Anger, Resentment, Rage Sparked Murders

Anger, Resentment, Rage Sparked Murders

I was young, callow and impressionable. It was this very combination of limited worldly experience that made my sitting beside a man I knew to be a convicted murderer—my first!—such an impression on me at the time.

Today, I barely remember what he looked like, what he said, what he was like. It’s the circumstances of his crime that stick with me:

How he’d been mercilessly razzed by a foreman until he threw down his tools, raced back to his room, grabbed his hunting rifle and returned to shoot his tormentor dead.

It was his going for his rifle that made him a murderer. His anger and resentment had led to intent and then he’d followed through. This took it from being an act of uncontrollable passion which likely would have rated a manslaughter charge.

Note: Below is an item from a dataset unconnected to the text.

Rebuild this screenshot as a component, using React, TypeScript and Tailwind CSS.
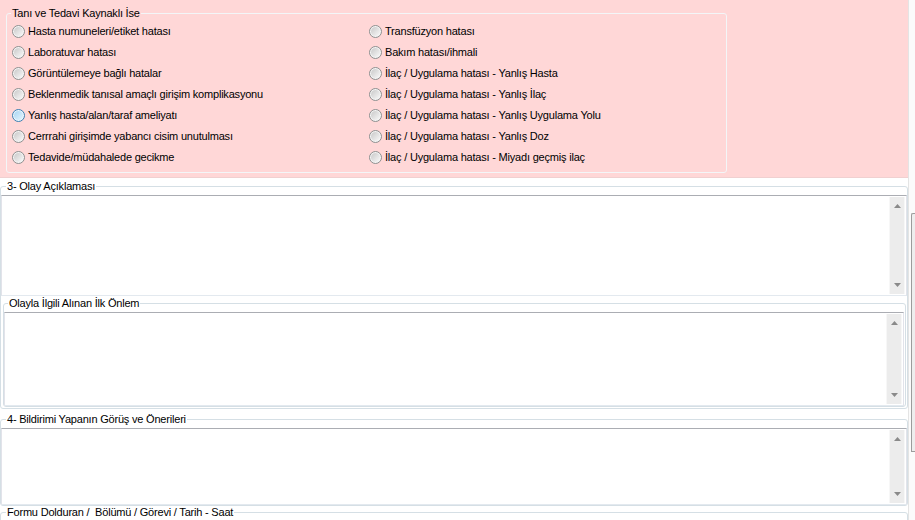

Nevertheless, his sentence had been relatively light and, one morning at my workplace, there he was, sitting beside me for the first time during coffee break.

All of which makes this story of a similar, earlier tragedy of anger, resentment and murderous rage resonate with me.

Logging was dangerous enough without a disgruntled chokerman embarking on a murderous rampage.

We have to go back to November 1926 when newspaper headlines announced that 12 provincial policemen were scouring the woods behind the Victoria Lumber Co.’s Camp 9, west of Ladysmith. They were looking for Oscar Ellison McMann, described as a 35-year-old First World War veteran of average height and a ruddy complexion, dressed in blue clothes and a grey overcoat.

He’d quit the VL&M in mid-October after falling out with 22-year-old donkey engine foreman George Michie and his co-workers.

Before stomping away he’d sworn to ‘get’ them. But five weeks passed, by which time Michie and the others likely had all but forgotten him. Until early that Saturday morning when McMann reappeared, rifle in hand, to call out Michie. As several loggers watched, bemused, McMann fired, the slug tearing into Michie’s stomach and propelling him down an incline where he lay, groaning.

Saying, “I will put you out of your misery,” McMann reloaded, stuck the muzzle behind Michie’s right ear and fired again.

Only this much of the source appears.